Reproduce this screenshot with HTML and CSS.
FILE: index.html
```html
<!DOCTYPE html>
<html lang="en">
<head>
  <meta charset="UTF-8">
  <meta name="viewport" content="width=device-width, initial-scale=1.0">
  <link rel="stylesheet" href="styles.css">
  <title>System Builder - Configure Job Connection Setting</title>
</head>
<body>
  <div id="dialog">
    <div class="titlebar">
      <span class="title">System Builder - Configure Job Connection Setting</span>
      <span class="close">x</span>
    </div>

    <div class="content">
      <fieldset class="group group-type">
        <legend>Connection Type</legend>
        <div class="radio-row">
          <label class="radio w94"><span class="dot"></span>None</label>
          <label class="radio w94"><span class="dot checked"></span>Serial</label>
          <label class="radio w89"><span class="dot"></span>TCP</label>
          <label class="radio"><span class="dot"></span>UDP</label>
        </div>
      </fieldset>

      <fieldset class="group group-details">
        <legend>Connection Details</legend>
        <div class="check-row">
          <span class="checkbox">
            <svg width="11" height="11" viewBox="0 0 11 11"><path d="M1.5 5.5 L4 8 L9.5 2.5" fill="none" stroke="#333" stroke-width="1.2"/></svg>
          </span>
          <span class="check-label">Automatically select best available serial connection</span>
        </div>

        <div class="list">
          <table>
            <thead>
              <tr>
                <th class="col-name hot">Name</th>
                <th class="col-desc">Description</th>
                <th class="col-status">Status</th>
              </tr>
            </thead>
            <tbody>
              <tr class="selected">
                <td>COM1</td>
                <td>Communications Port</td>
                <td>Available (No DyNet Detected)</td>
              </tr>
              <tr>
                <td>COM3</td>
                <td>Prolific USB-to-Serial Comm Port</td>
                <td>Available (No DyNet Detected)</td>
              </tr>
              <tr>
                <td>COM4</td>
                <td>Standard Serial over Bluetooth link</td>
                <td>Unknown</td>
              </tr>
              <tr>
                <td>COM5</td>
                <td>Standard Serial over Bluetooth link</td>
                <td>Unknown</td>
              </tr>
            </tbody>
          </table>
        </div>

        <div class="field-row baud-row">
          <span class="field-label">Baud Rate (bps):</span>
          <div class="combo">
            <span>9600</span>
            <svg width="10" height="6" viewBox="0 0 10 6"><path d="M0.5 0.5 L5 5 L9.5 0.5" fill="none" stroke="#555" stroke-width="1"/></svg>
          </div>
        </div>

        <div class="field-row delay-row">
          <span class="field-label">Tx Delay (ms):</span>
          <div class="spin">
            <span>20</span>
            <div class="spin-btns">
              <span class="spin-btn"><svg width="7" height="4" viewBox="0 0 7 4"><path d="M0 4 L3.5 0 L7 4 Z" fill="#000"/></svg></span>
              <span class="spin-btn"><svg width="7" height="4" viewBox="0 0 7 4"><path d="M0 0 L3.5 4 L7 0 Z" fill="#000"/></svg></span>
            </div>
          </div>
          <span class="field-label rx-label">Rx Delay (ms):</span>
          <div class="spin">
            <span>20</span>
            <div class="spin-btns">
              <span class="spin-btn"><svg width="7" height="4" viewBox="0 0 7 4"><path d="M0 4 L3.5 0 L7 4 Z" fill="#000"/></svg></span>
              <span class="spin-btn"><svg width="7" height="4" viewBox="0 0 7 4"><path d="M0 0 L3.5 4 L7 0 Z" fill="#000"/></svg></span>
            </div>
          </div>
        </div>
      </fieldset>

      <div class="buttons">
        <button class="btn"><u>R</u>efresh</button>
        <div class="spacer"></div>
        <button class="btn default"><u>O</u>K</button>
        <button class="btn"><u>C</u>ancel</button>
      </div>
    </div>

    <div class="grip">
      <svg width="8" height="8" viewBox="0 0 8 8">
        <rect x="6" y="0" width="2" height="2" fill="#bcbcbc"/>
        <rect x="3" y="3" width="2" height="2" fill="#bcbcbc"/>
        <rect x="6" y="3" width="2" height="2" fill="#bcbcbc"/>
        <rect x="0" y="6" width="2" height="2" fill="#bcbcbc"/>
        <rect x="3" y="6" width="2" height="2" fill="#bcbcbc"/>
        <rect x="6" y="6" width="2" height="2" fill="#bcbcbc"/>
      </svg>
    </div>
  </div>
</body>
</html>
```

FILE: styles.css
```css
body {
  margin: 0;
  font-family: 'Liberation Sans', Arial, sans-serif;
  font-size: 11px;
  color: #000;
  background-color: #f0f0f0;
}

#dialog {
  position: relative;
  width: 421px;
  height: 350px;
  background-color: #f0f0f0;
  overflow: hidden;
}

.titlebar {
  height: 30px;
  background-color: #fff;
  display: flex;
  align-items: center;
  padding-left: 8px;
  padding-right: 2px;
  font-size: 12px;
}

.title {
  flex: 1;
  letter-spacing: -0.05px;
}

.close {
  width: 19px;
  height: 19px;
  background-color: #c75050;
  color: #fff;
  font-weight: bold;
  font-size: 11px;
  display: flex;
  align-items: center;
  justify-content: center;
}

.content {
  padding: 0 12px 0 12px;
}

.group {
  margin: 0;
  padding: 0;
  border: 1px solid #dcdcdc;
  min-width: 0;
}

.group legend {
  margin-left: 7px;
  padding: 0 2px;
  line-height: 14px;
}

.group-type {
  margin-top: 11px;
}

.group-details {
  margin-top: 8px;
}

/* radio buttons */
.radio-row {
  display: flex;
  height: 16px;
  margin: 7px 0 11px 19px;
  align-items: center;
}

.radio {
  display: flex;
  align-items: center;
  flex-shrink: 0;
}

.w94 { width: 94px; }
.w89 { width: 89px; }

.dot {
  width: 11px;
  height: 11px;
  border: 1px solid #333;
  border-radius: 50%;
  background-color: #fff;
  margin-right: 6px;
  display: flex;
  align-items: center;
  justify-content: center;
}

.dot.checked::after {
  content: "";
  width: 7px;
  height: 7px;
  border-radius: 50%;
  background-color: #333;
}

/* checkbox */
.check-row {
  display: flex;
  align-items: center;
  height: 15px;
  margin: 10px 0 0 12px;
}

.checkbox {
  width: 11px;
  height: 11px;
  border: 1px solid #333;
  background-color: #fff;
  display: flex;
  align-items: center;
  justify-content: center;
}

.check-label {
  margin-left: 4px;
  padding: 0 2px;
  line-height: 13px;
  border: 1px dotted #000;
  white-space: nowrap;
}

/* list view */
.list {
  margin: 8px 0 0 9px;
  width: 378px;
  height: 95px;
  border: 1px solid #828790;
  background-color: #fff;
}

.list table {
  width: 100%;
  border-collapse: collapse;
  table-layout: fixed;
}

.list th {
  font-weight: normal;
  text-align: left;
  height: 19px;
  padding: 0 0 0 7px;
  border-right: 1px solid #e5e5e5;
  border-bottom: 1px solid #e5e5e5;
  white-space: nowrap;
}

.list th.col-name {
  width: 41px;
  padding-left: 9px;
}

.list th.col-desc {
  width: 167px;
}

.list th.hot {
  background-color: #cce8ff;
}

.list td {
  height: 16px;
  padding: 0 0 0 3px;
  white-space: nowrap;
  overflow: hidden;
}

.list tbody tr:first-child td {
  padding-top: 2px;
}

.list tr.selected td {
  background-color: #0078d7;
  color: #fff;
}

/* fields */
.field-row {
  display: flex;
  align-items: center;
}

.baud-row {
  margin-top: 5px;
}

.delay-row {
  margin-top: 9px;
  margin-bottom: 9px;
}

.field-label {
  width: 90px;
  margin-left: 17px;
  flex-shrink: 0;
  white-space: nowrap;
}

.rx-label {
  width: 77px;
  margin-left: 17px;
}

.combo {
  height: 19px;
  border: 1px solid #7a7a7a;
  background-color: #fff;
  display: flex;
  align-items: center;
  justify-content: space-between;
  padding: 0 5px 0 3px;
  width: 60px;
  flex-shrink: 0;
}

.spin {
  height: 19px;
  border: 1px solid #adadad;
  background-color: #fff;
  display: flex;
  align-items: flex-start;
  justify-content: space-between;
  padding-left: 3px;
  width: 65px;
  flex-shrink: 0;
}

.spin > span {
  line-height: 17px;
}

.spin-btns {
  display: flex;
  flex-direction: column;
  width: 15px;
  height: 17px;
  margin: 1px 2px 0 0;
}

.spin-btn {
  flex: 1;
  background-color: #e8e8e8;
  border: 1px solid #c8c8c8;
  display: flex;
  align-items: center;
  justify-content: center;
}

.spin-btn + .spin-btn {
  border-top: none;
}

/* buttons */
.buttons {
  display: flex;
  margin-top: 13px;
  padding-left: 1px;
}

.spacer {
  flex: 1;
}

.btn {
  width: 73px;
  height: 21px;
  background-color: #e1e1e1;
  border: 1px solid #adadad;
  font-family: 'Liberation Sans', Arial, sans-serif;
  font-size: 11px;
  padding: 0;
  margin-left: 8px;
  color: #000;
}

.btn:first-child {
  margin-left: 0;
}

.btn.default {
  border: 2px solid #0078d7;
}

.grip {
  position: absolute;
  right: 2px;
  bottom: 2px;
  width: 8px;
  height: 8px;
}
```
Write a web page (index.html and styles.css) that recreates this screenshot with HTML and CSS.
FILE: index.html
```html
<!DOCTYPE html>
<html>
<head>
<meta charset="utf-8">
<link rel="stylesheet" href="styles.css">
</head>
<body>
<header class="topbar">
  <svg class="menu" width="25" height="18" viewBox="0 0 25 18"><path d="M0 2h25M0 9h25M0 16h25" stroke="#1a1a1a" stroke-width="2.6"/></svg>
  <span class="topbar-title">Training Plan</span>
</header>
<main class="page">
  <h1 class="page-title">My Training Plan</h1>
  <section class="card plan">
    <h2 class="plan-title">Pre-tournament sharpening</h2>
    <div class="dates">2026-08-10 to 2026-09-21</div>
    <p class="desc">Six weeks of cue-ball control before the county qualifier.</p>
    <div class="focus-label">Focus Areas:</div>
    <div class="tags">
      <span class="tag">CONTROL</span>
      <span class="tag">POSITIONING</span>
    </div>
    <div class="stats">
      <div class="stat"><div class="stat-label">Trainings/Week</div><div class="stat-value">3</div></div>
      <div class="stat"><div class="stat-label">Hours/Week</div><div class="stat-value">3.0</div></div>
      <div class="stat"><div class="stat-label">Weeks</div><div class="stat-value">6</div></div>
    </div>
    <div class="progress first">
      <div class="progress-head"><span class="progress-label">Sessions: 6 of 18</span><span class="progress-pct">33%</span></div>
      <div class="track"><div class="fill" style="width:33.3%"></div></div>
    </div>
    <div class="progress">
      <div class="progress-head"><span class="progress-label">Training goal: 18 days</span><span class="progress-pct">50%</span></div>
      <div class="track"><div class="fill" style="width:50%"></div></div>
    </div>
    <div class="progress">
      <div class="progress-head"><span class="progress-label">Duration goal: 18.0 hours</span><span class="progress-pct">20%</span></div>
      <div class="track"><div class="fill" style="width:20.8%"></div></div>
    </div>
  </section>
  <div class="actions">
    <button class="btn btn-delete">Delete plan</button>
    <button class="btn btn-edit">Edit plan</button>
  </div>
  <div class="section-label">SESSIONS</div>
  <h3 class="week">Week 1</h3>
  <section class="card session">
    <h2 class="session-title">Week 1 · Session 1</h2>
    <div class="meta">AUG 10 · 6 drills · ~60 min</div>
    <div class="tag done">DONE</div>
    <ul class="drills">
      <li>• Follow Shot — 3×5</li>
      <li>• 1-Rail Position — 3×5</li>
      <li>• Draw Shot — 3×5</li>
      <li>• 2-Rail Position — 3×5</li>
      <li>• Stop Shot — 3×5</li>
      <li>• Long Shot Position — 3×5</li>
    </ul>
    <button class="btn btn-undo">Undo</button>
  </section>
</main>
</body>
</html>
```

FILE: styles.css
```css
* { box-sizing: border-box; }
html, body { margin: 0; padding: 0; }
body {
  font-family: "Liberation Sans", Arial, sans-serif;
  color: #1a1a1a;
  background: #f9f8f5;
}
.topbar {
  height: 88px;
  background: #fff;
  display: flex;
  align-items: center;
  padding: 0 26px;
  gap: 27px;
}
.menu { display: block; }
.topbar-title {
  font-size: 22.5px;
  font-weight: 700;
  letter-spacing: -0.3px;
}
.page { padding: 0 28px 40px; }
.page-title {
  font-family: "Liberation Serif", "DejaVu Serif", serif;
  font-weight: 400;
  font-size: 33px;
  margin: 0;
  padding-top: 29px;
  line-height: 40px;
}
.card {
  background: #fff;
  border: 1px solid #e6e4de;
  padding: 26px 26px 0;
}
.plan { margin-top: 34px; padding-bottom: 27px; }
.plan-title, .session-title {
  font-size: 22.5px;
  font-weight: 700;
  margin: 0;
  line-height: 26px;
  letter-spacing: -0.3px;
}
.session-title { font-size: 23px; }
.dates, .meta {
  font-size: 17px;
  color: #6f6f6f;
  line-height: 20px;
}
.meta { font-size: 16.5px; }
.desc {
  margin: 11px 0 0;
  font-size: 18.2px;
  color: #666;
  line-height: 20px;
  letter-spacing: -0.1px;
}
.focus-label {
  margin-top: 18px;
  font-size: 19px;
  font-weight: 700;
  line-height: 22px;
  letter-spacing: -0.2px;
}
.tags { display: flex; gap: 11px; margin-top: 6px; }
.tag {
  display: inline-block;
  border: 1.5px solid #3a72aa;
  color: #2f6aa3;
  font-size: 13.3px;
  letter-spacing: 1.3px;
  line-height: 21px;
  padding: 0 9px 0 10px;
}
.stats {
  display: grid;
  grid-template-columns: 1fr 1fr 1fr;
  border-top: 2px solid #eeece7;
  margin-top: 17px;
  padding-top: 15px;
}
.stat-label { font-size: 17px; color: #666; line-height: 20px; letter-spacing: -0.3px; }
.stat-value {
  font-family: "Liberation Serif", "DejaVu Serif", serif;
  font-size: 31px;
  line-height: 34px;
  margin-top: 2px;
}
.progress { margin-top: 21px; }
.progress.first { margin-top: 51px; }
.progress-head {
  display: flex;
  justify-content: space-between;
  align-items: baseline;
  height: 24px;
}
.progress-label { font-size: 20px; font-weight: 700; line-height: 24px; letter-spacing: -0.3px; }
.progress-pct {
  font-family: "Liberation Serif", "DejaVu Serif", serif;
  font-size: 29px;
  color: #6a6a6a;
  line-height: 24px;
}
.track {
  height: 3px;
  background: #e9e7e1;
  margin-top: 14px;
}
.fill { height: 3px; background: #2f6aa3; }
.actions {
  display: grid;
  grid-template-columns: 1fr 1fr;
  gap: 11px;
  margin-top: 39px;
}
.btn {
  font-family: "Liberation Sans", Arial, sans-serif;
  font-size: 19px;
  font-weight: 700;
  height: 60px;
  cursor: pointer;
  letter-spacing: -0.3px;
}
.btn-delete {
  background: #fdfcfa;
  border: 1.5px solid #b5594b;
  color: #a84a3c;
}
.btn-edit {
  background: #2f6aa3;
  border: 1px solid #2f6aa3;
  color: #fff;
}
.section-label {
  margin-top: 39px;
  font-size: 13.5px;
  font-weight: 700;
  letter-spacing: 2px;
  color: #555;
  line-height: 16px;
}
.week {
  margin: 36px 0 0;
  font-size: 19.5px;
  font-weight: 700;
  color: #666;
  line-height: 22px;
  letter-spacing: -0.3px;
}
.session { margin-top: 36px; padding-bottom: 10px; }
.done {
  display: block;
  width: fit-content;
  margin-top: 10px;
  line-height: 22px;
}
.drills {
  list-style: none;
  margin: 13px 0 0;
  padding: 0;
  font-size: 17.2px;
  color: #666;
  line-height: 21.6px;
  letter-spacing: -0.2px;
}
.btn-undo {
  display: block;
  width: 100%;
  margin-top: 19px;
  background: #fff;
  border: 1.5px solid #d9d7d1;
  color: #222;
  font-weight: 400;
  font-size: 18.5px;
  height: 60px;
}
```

====

Note every line above where the string "styles" shows up, and copy those lines.

  <link rel="stylesheet" href="styles.css">
FILE: styles.css
Write a web page (index.html and styles.css) that recreates this screenshot with HTML and CSS.
<link rel="stylesheet" href="styles.css">
FILE: styles.css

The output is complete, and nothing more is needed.